Hammerspoon can easily be installed via Homebrew:
$ brew install hammerspoon
Afterwards, make sure to add it to the allowed tools for Accessibility in the Security & Privacy settings. Usually, Hammerspoon should ask you to grant permission when you first launch it. Also, it will ask you to grant access to documents so that it can read Lua scripts.
Now, let us find a way to make use of that to update the Slack status when we are in Zoom.
Slack Status Updater
Mark Harrison created a script that can be used for that. You find it on GitHub: mivok/slack_status_updater
It comes with batteries included and is ready to be used with Hammerspoon: There already is a Lua helper script to detect Zoom meetings.
Use the below snippet to clone the repository, copy the Lua script to Hammerspoon and initialize it:
$ git clone git@github.com:mivok/slack_status_updater.git
$ cp slack_status_updater/helpers/zoom_detect.lua ~/.hammerspoon/
$ echo "local zoom_detect = require(\"zoom_detect\")" >> ~/.hammerspoon/init.lua
In addition to that, make sure slack_status.sh
is in your $PATH
, e.g.,
by adding the cloned repository (assuming you are still in the same directory) to your .zshrc
or .bashrc
(or whatever you use):
echo "export PATH="$(pwd)"/slack_status_updater:\$PATH" >> ~/.zshrc
Now, you are ready to configure the script:
- Create a new Slack app
- Set the name to “Slack Status Updater” and select your workspace
- In the app configuration, go to OAuth and Permissions and User token scopes, and add the scope
users.profile:write
- Click Install App to Workspace at the top and allow the app to access your workspace in Slack
- Copy the access token starting with
xoxp-
that will be shown next.
With that token, set up the status updater script via this command, and follow the prompts:
$ slack_status.sh setup
This will create the configuration file ~/.slack_status.conf
for you.
This file will include your token and presets to update your status, for instance:
# vim: ft=sh
# Configuration file for slack_status
TOKEN=xoxp-11...
PRESET_EMOJI_test=":white_check_mark:"
PRESET_TEXT_test="Testing status updater"

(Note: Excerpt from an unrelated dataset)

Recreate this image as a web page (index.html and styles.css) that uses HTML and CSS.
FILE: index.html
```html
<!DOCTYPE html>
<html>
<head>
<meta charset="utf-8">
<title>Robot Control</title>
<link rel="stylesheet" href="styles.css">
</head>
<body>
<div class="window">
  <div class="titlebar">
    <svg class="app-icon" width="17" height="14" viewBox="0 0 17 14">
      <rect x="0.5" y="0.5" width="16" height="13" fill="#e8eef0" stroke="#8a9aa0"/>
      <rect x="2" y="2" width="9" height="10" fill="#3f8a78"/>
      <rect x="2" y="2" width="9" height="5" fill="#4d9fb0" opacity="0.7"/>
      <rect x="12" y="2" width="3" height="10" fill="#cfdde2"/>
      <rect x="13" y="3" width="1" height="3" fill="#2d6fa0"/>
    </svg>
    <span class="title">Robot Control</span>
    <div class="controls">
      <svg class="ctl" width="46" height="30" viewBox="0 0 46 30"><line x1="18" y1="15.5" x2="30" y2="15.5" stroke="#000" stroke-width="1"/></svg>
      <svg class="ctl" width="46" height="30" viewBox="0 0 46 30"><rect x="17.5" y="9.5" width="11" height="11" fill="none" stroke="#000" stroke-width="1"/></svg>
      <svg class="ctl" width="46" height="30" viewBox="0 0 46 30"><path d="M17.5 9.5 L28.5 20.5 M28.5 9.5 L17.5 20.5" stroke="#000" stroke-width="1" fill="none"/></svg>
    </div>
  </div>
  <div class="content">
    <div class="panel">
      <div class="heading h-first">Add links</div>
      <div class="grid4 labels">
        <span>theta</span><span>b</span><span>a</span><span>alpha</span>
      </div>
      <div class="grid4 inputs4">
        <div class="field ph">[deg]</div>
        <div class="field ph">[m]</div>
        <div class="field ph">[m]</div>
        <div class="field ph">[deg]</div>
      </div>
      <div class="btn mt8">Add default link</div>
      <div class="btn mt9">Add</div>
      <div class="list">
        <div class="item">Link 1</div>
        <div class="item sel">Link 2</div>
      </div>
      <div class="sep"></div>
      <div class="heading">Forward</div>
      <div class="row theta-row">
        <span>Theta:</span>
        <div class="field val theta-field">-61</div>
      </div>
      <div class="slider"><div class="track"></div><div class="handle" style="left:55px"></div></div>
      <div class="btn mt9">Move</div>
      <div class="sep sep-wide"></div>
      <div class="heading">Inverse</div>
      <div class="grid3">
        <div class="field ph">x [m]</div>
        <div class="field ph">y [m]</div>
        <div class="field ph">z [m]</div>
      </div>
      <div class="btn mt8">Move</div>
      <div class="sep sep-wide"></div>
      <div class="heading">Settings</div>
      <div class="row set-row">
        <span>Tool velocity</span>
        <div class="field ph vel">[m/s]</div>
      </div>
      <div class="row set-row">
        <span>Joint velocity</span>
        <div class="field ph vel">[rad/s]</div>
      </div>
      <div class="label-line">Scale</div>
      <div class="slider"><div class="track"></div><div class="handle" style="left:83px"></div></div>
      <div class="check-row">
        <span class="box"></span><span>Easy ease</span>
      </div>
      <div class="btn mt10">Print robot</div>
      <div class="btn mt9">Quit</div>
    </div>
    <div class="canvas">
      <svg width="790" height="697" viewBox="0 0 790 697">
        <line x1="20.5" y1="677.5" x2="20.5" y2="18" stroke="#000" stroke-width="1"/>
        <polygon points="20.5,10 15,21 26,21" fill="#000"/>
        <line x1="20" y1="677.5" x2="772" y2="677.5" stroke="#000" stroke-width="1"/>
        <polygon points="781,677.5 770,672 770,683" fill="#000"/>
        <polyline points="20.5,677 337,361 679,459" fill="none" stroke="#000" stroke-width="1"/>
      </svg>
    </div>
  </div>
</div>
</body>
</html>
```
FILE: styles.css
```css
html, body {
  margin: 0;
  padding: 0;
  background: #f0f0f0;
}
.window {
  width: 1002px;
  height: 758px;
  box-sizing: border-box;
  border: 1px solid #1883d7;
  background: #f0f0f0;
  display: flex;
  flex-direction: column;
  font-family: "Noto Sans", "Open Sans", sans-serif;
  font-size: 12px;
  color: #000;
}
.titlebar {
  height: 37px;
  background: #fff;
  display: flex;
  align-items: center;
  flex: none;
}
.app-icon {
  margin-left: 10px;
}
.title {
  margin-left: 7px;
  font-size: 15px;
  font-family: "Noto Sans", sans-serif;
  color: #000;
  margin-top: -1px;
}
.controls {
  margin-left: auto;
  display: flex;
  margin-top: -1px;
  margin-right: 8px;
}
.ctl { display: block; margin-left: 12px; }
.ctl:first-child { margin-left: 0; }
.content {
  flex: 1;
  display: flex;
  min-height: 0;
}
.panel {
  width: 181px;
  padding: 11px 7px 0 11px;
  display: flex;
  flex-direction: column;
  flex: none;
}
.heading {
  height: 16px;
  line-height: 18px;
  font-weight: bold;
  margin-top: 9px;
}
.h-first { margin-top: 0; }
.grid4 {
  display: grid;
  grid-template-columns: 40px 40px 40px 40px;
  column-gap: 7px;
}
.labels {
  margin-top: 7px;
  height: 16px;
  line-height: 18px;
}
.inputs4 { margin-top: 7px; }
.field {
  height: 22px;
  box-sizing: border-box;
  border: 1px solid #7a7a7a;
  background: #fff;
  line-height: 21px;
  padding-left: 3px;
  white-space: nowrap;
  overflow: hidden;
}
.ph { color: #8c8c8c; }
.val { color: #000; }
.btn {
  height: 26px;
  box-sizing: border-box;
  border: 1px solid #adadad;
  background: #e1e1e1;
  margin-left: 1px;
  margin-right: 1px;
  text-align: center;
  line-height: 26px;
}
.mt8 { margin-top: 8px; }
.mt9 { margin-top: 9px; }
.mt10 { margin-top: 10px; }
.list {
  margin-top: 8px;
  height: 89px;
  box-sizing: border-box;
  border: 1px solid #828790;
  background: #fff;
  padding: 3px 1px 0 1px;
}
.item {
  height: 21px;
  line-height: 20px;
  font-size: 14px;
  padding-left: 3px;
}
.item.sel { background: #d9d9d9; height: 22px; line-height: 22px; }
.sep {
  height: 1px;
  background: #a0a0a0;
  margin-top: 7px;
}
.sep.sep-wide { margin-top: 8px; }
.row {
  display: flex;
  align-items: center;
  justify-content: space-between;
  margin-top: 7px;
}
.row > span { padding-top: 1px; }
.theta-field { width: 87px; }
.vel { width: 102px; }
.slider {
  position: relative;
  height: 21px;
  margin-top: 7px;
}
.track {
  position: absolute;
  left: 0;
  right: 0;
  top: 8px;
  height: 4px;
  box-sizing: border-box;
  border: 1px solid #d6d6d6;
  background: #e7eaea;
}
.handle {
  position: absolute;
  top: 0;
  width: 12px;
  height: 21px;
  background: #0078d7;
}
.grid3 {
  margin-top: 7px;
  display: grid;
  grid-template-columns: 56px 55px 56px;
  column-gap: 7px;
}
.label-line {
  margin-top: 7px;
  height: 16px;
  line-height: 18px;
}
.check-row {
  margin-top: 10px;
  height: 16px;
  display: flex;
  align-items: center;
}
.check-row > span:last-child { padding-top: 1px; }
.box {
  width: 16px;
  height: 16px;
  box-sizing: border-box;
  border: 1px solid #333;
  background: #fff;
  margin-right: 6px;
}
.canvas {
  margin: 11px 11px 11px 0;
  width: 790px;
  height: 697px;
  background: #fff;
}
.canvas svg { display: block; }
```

PRESET_EMOJI_zoom=":zoom:"
PRESET_TEXT_zoom="In a zoom meeting"
As you can see, it will use the emoji :zoom:
for your status by default.
However, you might not have such an icon in your workspace,
so you might have to add a custom emoji with that name, e.g., this one.

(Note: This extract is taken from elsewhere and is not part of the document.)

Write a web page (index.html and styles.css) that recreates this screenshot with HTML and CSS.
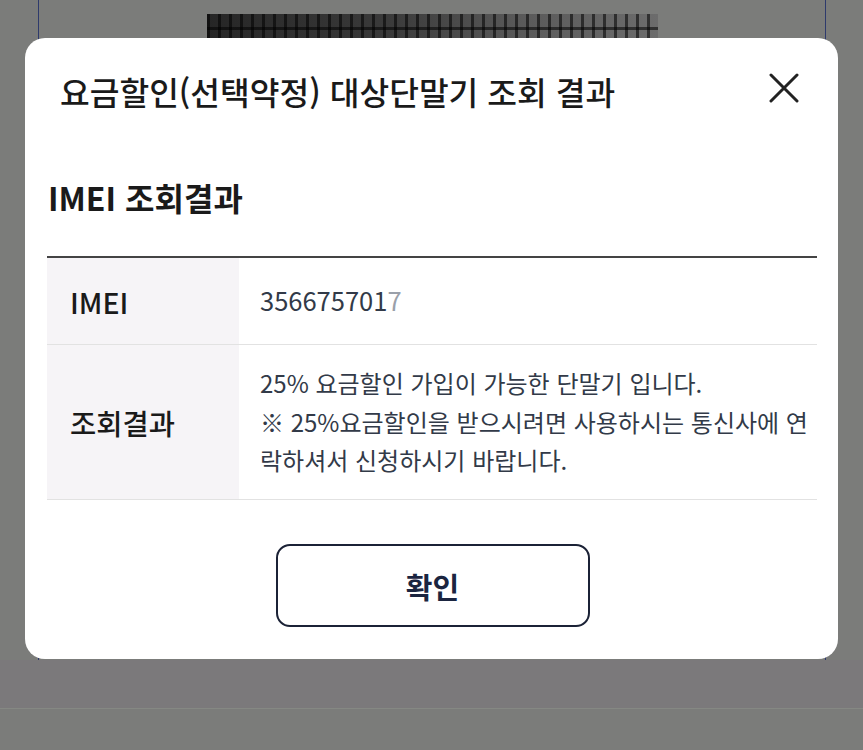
FILE: index.html
```html
<!DOCTYPE html>
<html lang="ko">
<head>
<meta charset="utf-8">
<title>요금할인 대상단말기 조회 결과</title>
<link rel="stylesheet" href="styles.css">
</head>
<body>
<div class="page">
  <div class="page-frame">
    <div class="barcode"></div>
  </div>
  <div class="page-band"></div>
</div>

<div class="overlay">
  <div class="modal" role="dialog" aria-labelledby="modal-title">
    <div class="modal-header">
      <h1 id="modal-title" class="modal-title">요금할인(선택약정) 대상단말기 조회 결과</h1>
      <button class="close-btn" aria-label="닫기">
        <svg width="30" height="30" viewBox="0 0 30 30" aria-hidden="true">
          <path d="M2 2 L28 28 M28 2 L2 28" stroke="#222" stroke-width="3" stroke-linecap="round" fill="none"/>
        </svg>
      </button>
    </div>

    <h2 class="section-title">IMEI 조회결과</h2>

    <table class="result-table">
      <tr class="row-imei">
        <th>IMEI</th>
        <td><span class="imei-num">356675701<span class="fade">7</span></span></td>
      </tr>
      <tr class="row-result">
        <th>조회결과</th>
        <td>
          <span class="line">25% 요금할인 가입이 가능한 단말기 입니다.</span>
          <span class="line">※ 25%요금할인을 받으시려면 사용하시는 통신사에 연</span>
          <span class="line">락하셔서 신청하시기 바랍니다.</span>
        </td>
      </tr>
    </table>

    <div class="modal-footer">
      <button class="confirm-btn">확인</button>
    </div>
  </div>
</div>
</body>
</html>
```

FILE: styles.css
```css
html, body {
  margin: 0;
  padding: 0;
}

body {
  width: 863px;
  height: 750px;
  overflow: hidden;
  background: #7b7c7a;
  font-family: "Noto Sans CJK KR", "Noto Sans", sans-serif;
  position: relative;
}

.page {
  display: flex;
  flex-direction: column;
}

.page-frame {
  height: 660px;
  margin: 0 37px 0 38px;
  border-left: 1px solid #2e3a6c;
  border-right: 1px solid #2e3a6c;
  display: flex;
  justify-content: center;
  padding-top: 14px;
  box-sizing: border-box;
}

.barcode {
  width: 451px;
  height: 60px;
  background:
    repeating-linear-gradient(90deg, rgba(0,0,0,0.55) 0 3px, transparent 3px 11px),
    repeating-linear-gradient(180deg, transparent 0 13px, rgba(0,0,0,0.55) 13px 16px),
    linear-gradient(90deg, #262626 0%, #3a3a3a 40%, #5a5a5a 70%, #6c6c6c 100%);
}

.page-band {
  height: 48px;
  background: #7b797b;
  border-bottom: 1px solid #858883;
}

.overlay {
  position: absolute;
  inset: 0;
}

.modal {
  position: absolute;
  left: 25px;
  top: 38px;
  width: 813px;
  height: 621px;
  box-sizing: border-box;
  background: #fff;
  border-radius: 20px;
  padding: 0 21px 32px 22px;
  display: flex;
  flex-direction: column;
}

.modal-header {
  height: 106px;
  display: flex;
  align-items: center;
  justify-content: space-between;
  padding: 0 18px 0 13px;
}

.modal-title {
  margin: 0;
  font-size: 32.3px;
  font-weight: 500;
  color: #1a1a1a;
}

.close-btn {
  border: 0;
  background: none;
  padding: 0;
  width: 30px;
  height: 30px;
  display: flex;
  margin-bottom: 6px;
}

.section-title {
  margin: 33px 0 0 1px;
  font-size: 32px;
  line-height: 40px;
  font-weight: 700;
  color: #1a1a1a;
}

.result-table {
  margin-top: 39px;
  width: 100%;
  border-collapse: collapse;
  border-top: 2px solid #444;
}

.result-table th,
.result-table td {
  border-bottom: 1px solid #e2e2e2;
  text-align: left;
  vertical-align: middle;
}

.result-table th {
  width: 192px;
  box-sizing: border-box;
  background: #f6f4f7;
  padding: 0 0 0 23px;
  font-size: 28.5px;
  font-weight: 500;
  color: #1a1a1a;
}

.result-table td {
  padding: 0 0 0 21px;
  font-size: 24px;
  color: #323a48;
  line-height: 38.5px;
}

.row-imei th,
.row-imei td {
  height: 86px;
}

.row-result th,
.row-result td {
  height: 154px;
}

.imei-num {
  font-size: 25.5px;
}

.fade {
  color: #9aa0aa;
}

.line {
  display: block;
  white-space: nowrap;
}

.modal-footer {
  margin-top: auto;
  display: flex;
  justify-content: center;
}

.confirm-btn {
  width: 314px;
  height: 83px;
  box-sizing: border-box;
  border: 2px solid #1b2236;
  border-radius: 14px;
  background: #fff;
  font-family: "Noto Sans CJK KR", "Noto Sans", sans-serif;
  font-size: 29px;
  font-weight: 700;
  color: #1b2540;
  margin-left: 1px;
}
```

Afterwards, you can test this by executing this command:
$ slack_status.sh test
If everything works, your status should show a checkmark now. If also the Hammerspoon configuration is loaded successfully, your Slack status will be set accordingly.
Nevertheless, note that the status might not get updated immediately when you join a Zoom meeting. By default, the script to detect Zoom meetings checks that every 20 seconds so that it might take a few seconds to update the status in Slack.
Webhook-based Alternative
Alternatively, you can use an alternative solution that might work on other systems than MacOS:
It uses also an app at Zoom’s end to subscribe to events, and then use a Node.js application to update the Slack status.
This solution requires a Vercel account.
Read more in Stefan Natter’s article “How to automatically update your Slack status when you join a Zoom meeting” on DEV.TO or check out his repository on GitHub.
Downside of Automation
Nice, we saw two different approaches to updating the Slack status while being on a Zoom call.
However, keep in mind, that updating the Slack status via any kind of automation might interfere with other plugins that update your status, e.g., Slack for Outlook:
Usually, this add-on updates your status when you have meetings in your Outlook calendar, i.e., it shows a calendar icon in your Slack status. That’s removed once the meeting (in the calendar) ends.
However, when you join a Zoom meeting, your Slack status is updated to reflect that. When you leave the meeting, your Slack status is cleared – regardless of whether there was still an ongoing appointment in your Outlook calendar.
The same happens to the status you might have set manually in Slack before, like “Vacationing” or “Working remotely”.